There is an interesting loophole
which may be attractive to many readers who currently own rental
property. Let us assume that you have found your dream house
somewhere in the United States where you want to live after
retirement. If you sell your investment property, you will have to
pay a large capital gains tax. If you do a 1031 exchange now, and
obtain title to the replacement property where you ultimately want
to live when you retire, you can rent out that property until you
decide to move. Then, once you have established the new property
as your principal residence, if you live in it for at least two
years and more than two years have elapsed since you sold your
last principal residence, once again you can exclude up to
$250,000 (or $500,000 if married and you file jointly) of the gain
you have made.
Although the IRS provides no
guidance as to how long you have to use the replacement property
as an "investment," the general consensus is that you should rent
out the property for at least one full tax year.

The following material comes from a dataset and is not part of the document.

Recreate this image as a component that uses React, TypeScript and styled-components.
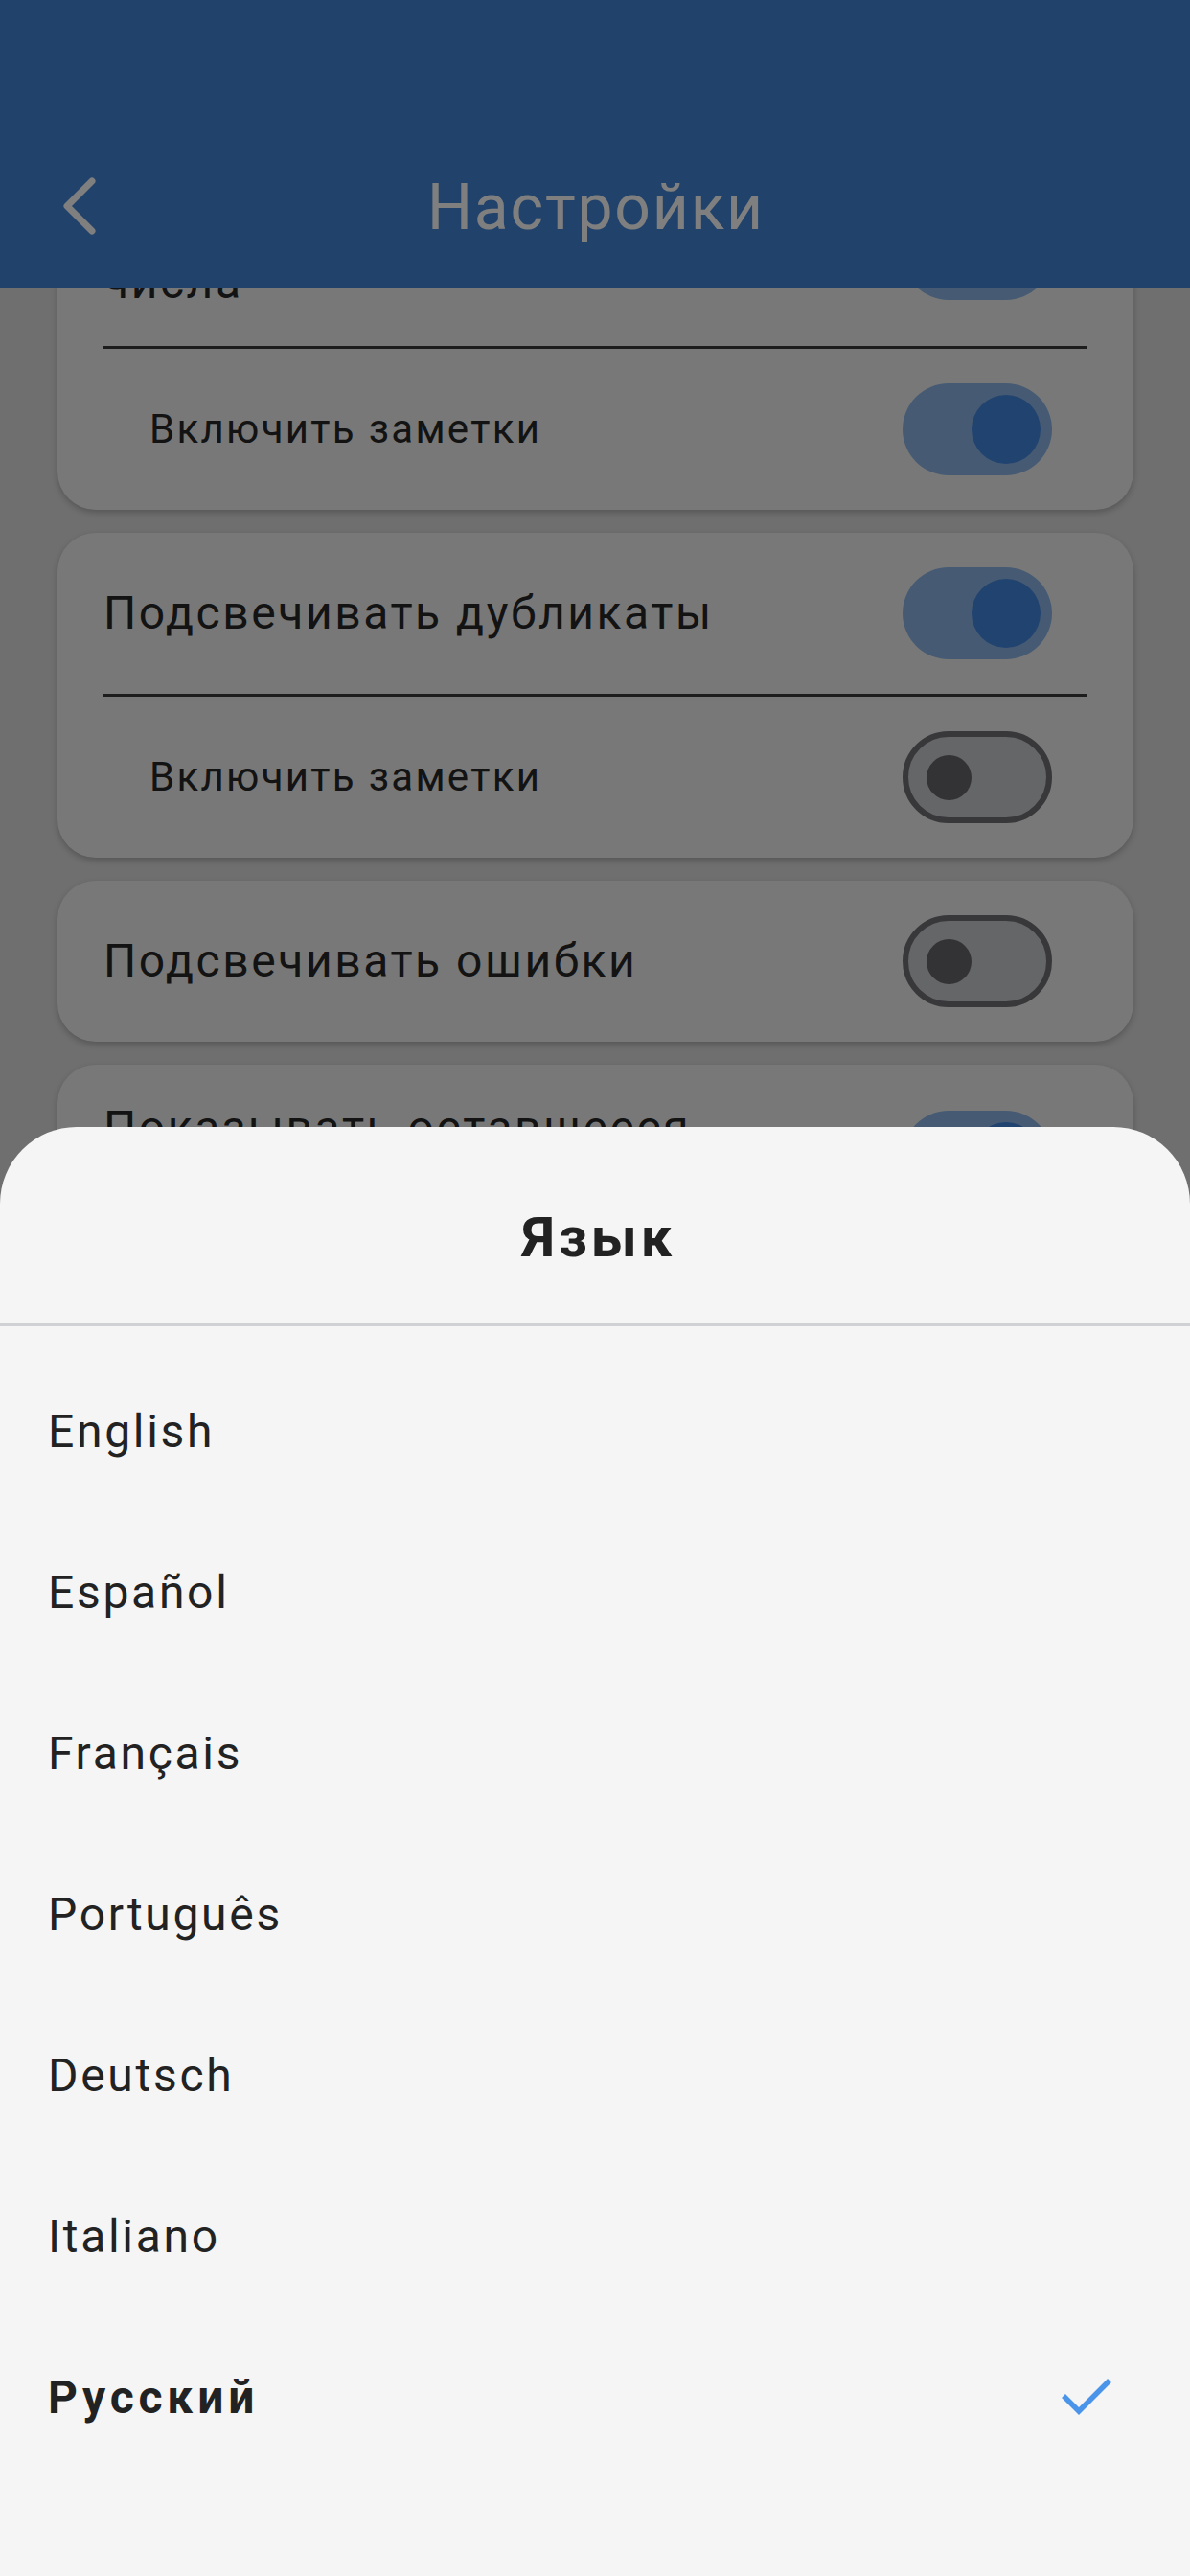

Thus, depending on the numbers
and the facts, you may ultimately be able to avoid the capital
gains tax which would normally be due when you sold your
investment property.
The IRS has also authorized
taxpayers to engage in "reverse Starkers," where you buy the
replacement property first and then exchange (sell) the
relinquished property. It should be noted that quite often, a
taxpayer finds the replacement property first, and the owner of
that property is unwilling to enter into a long term contract
whereby the sale will not take place until after the relinquished
property has been sold. According to the IRS regulations, you can
reverse the process. Although the basic time limitations are the
same for a reverse Starker, the rules are more complex and will
end up costing you more money than if you did a regular like-kind
exchange.
The rules for the "like-kind"
exchange are tricky. You must obtain competent, professional
financial and legal assistance if you plan to go this route.